▶ **DATASET EXTRACT**
==*==
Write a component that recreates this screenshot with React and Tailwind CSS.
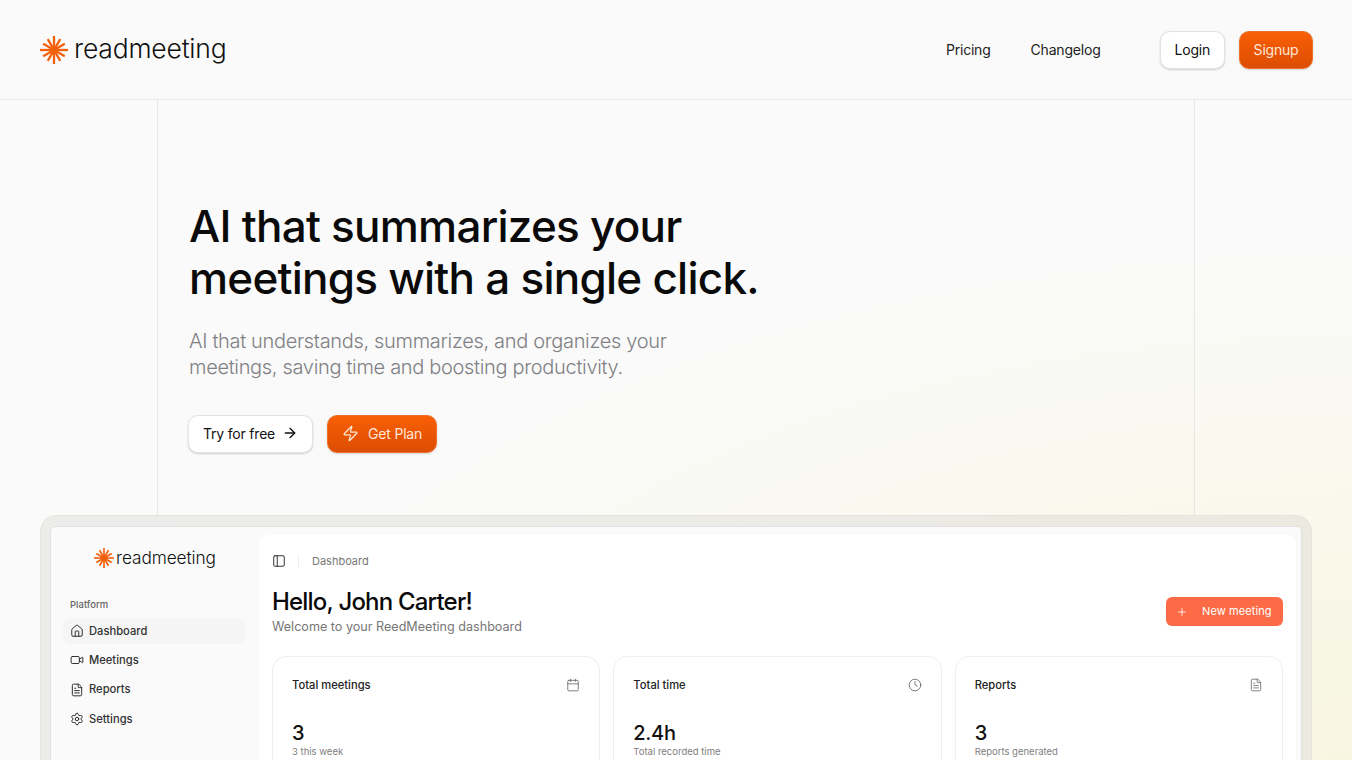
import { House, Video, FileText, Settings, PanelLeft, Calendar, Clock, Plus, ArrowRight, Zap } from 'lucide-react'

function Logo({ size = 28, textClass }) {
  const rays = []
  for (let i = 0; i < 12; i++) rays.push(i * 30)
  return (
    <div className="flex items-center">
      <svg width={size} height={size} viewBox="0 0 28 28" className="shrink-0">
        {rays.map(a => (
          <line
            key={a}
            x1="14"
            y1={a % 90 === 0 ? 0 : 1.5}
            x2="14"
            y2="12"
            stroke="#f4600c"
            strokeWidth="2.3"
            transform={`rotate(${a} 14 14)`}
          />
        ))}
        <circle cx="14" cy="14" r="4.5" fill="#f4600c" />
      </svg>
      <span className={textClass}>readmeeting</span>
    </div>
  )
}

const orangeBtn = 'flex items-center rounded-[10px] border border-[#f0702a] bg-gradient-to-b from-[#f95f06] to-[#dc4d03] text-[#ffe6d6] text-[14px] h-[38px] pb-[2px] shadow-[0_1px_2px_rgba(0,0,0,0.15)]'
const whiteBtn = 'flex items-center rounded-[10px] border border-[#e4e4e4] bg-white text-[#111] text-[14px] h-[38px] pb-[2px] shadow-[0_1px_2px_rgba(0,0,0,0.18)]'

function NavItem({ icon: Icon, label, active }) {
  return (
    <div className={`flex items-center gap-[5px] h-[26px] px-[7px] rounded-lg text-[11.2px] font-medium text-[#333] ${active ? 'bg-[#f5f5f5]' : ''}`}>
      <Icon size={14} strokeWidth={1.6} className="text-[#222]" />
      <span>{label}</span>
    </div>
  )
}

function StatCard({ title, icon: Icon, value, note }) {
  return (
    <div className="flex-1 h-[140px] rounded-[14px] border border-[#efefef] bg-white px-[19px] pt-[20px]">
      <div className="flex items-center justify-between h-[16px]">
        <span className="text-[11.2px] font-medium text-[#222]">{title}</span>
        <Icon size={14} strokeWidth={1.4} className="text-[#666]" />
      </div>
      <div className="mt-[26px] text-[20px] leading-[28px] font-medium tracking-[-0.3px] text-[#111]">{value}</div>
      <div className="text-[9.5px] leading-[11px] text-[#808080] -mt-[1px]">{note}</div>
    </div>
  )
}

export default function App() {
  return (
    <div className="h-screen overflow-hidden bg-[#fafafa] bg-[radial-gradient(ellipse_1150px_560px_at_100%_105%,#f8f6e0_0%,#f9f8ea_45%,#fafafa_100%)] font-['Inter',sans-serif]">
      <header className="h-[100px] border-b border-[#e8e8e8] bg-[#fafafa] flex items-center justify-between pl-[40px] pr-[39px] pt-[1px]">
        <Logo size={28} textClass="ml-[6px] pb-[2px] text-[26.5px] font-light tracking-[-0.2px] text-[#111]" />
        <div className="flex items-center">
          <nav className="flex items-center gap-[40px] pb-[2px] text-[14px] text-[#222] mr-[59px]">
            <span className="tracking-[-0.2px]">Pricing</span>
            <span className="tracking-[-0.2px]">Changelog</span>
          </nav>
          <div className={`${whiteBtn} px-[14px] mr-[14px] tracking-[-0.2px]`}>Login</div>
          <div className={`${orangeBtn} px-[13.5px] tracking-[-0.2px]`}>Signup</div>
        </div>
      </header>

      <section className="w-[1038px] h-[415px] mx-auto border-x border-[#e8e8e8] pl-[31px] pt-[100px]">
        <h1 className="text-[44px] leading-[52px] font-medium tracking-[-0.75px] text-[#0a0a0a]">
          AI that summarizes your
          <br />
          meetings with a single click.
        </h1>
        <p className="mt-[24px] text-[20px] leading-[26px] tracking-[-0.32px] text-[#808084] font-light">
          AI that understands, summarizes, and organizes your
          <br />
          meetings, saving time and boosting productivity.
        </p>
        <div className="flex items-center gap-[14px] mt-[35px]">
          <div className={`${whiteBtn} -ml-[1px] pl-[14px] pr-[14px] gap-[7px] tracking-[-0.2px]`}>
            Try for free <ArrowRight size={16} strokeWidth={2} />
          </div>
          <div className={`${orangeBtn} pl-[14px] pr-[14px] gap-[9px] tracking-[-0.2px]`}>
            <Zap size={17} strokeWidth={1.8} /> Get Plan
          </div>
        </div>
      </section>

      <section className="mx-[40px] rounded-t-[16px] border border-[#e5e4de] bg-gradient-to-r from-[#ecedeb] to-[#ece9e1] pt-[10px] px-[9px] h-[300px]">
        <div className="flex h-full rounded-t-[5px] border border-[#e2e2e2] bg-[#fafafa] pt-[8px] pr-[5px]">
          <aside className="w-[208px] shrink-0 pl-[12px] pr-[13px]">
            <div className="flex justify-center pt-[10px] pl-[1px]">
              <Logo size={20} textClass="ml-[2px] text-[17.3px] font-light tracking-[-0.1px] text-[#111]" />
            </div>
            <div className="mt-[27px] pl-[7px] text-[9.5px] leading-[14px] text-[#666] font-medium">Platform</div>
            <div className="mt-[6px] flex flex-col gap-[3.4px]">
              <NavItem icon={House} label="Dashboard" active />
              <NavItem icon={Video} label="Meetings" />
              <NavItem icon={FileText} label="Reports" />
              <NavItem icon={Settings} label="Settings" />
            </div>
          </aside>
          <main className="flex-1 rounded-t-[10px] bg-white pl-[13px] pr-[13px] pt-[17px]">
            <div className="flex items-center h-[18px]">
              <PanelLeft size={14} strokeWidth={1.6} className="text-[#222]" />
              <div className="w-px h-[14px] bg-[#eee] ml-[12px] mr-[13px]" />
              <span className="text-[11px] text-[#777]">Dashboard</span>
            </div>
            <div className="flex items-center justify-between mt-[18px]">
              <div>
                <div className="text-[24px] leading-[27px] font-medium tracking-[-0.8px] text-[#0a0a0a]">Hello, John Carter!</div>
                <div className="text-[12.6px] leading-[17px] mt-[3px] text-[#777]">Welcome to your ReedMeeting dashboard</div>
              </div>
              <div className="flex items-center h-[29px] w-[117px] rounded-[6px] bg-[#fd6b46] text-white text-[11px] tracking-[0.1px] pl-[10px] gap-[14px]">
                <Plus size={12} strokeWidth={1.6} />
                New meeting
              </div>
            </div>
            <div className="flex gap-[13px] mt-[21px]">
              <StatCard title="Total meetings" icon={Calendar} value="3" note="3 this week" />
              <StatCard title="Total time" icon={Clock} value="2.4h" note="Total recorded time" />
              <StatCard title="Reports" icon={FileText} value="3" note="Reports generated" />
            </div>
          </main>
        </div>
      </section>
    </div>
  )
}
==*==
▶ **EXERCISE GOAL**
Each line of the material must be retyped exactly, except that images are omitted.

▶ **EXPECTED ANSWER**
Write a component that recreates this screenshot with React and Tailwind CSS.
import { House, Video, FileText, Settings, PanelLeft, Calendar, Clock, Plus, ArrowRight, Zap } from 'lucide-react'

function Logo({ size = 28, textClass }) {
  const rays = []
  for (let i = 0; i < 12; i++) rays.push(i * 30)
  return (
    <div className="flex items-center">
      <svg width={size} height={size} viewBox="0 0 28 28" className="shrink-0">
        {rays.map(a => (
          <line
            key={a}
            x1="14"
            y1={a % 90 === 0 ? 0 : 1.5}
            x2="14"
            y2="12"
            stroke="#f4600c"
            strokeWidth="2.3"
            transform={`rotate(${a} 14 14)`}
          />
        ))}
        <circle cx="14" cy="14" r="4.5" fill="#f4600c" />
      </svg>
      <span className={textClass}>readmeeting</span>
    </div>
  )
}

const orangeBtn = 'flex items-center rounded-[10px] border border-[#f0702a] bg-gradient-to-b from-[#f95f06] to-[#dc4d03] text-[#ffe6d6] text-[14px] h-[38px] pb-[2px] shadow-[0_1px_2px_rgba(0,0,0,0.15)]'
const whiteBtn = 'flex items-center rounded-[10px] border border-[#e4e4e4] bg-white text-[#111] text-[14px] h-[38px] pb-[2px] shadow-[0_1px_2px_rgba(0,0,0,0.18)]'

function NavItem({ icon: Icon, label, active }) {
  return (
    <div className={`flex items-center gap-[5px] h-[26px] px-[7px] rounded-lg text-[11.2px] font-medium text-[#333] ${active ? 'bg-[#f5f5f5]' : ''}`}>
      <Icon size={14} strokeWidth={1.6} className="text-[#222]" />
      <span>{label}</span>
    </div>
  )
}

function StatCard({ title, icon: Icon, value, note }) {
  return (
    <div className="flex-1 h-[140px] rounded-[14px] border border-[#efefef] bg-white px-[19px] pt-[20px]">
      <div className="flex items-center justify-between h-[16px]">
        <span className="text-[11.2px] font-medium text-[#222]">{title}</span>
        <Icon size={14} strokeWidth={1.4} className="text-[#666]" />
      </div>
      <div className="mt-[26px] text-[20px] leading-[28px] font-medium tracking-[-0.3px] text-[#111]">{value}</div>
      <div className="text-[9.5px] leading-[11px] text-[#808080] -mt-[1px]">{note}</div>
    </div>
  )
}

export default function App() {
  return (
    <div className="h-screen overflow-hidden bg-[#fafafa] bg-[radial-gradient(ellipse_1150px_560px_at_100%_105%,#f8f6e0_0%,#f9f8ea_45%,#fafafa_100%)] font-['Inter',sans-serif]">
      <header className="h-[100px] border-b border-[#e8e8e8] bg-[#fafafa] flex items-center justify-between pl-[40px] pr-[39px] pt-[1px]">
        <Logo size={28} textClass="ml-[6px] pb-[2px] text-[26.5px] font-light tracking-[-0.2px] text-[#111]" />
        <div className="flex items-center">
          <nav className="flex items-center gap-[40px] pb-[2px] text-[14px] text-[#222] mr-[59px]">
            <span className="tracking-[-0.2px]">Pricing</span>
            <span className="tracking-[-0.2px]">Changelog</span>
          </nav>
          <div className={`${whiteBtn} px-[14px] mr-[14px] tracking-[-0.2px]`}>Login</div>
          <div className={`${orangeBtn} px-[13.5px] tracking-[-0.2px]`}>Signup</div>
        </div>
      </header>

      <section className="w-[1038px] h-[415px] mx-auto border-x border-[#e8e8e8] pl-[31px] pt-[100px]">
        <h1 className="text-[44px] leading-[52px] font-medium tracking-[-0.75px] text-[#0a0a0a]">
          AI that summarizes your
          <br />
          meetings with a single click.
        </h1>
        <p className="mt-[24px] text-[20px] leading-[26px] tracking-[-0.32px] text-[#808084] font-light">
          AI that understands, summarizes, and organizes your
          <br />
          meetings, saving time and boosting productivity.
        </p>
        <div className="flex items-center gap-[14px] mt-[35px]">
          <div className={`${whiteBtn} -ml-[1px] pl-[14px] pr-[14px] gap-[7px] tracking-[-0.2px]`}>
            Try for free <ArrowRight size={16} strokeWidth={2} />
          </div>
          <div className={`${orangeBtn} pl-[14px] pr-[14px] gap-[9px] tracking-[-0.2px]`}>
            <Zap size={17} strokeWidth={1.8} /> Get Plan
          </div>
        </div>
      </section>

      <section className="mx-[40px] rounded-t-[16px] border border-[#e5e4de] bg-gradient-to-r from-[#ecedeb] to-[#ece9e1] pt-[10px] px-[9px] h-[300px]">
        <div className="flex h-full rounded-t-[5px] border border-[#e2e2e2] bg-[#fafafa] pt-[8px] pr-[5px]">
          <aside className="w-[208px] shrink-0 pl-[12px] pr-[13px]">
            <div className="flex justify-center pt-[10px] pl-[1px]">
              <Logo size={20} textClass="ml-[2px] text-[17.3px] font-light tracking-[-0.1px] text-[#111]" />
            </div>
            <div className="mt-[27px] pl-[7px] text-[9.5px] leading-[14px] text-[#666] font-medium">Platform</div>
            <div className="mt-[6px] flex flex-col gap-[3.4px]">
              <NavItem icon={House} label="Dashboard" active />
              <NavItem icon={Video} label="Meetings" />
              <NavItem icon={FileText} label="Reports" />
              <NavItem icon={Settings} label="Settings" />
            </div>
          </aside>
          <main className="flex-1 rounded-t-[10px] bg-white pl-[13px] pr-[13px] pt-[17px]">
            <div className="flex items-center h-[18px]">
              <PanelLeft size={14} strokeWidth={1.6} className="text-[#222]" />
              <div className="w-px h-[14px] bg-[#eee] ml-[12px] mr-[13px]" />
              <span className="text-[11px] text-[#777]">Dashboard</span>
            </div>
            <div className="flex items-center justify-between mt-[18px]">
              <div>
                <div className="text-[24px] leading-[27px] font-medium tracking-[-0.8px] text-[#0a0a0a]">Hello, John Carter!</div>
                <div className="text-[12.6px] leading-[17px] mt-[3px] text-[#777]">Welcome to your ReedMeeting dashboard</div>
              </div>
              <div className="flex items-center h-[29px] w-[117px] rounded-[6px] bg-[#fd6b46] text-white text-[11px] tracking-[0.1px] pl-[10px] gap-[14px]">
                <Plus size={12} strokeWidth={1.6} />
                New meeting
              </div>
            </div>
            <div className="flex gap-[13px] mt-[21px]">
              <StatCard title="Total meetings" icon={Calendar} value="3" note="3 this week" />
              <StatCard title="Total time" icon={Clock} value="2.4h" note="Total recorded time" />
              <StatCard title="Reports" icon={FileText} value="3" note="Reports generated" />
            </div>
          </main>
        </div>
      </section>
    </div>
  )
}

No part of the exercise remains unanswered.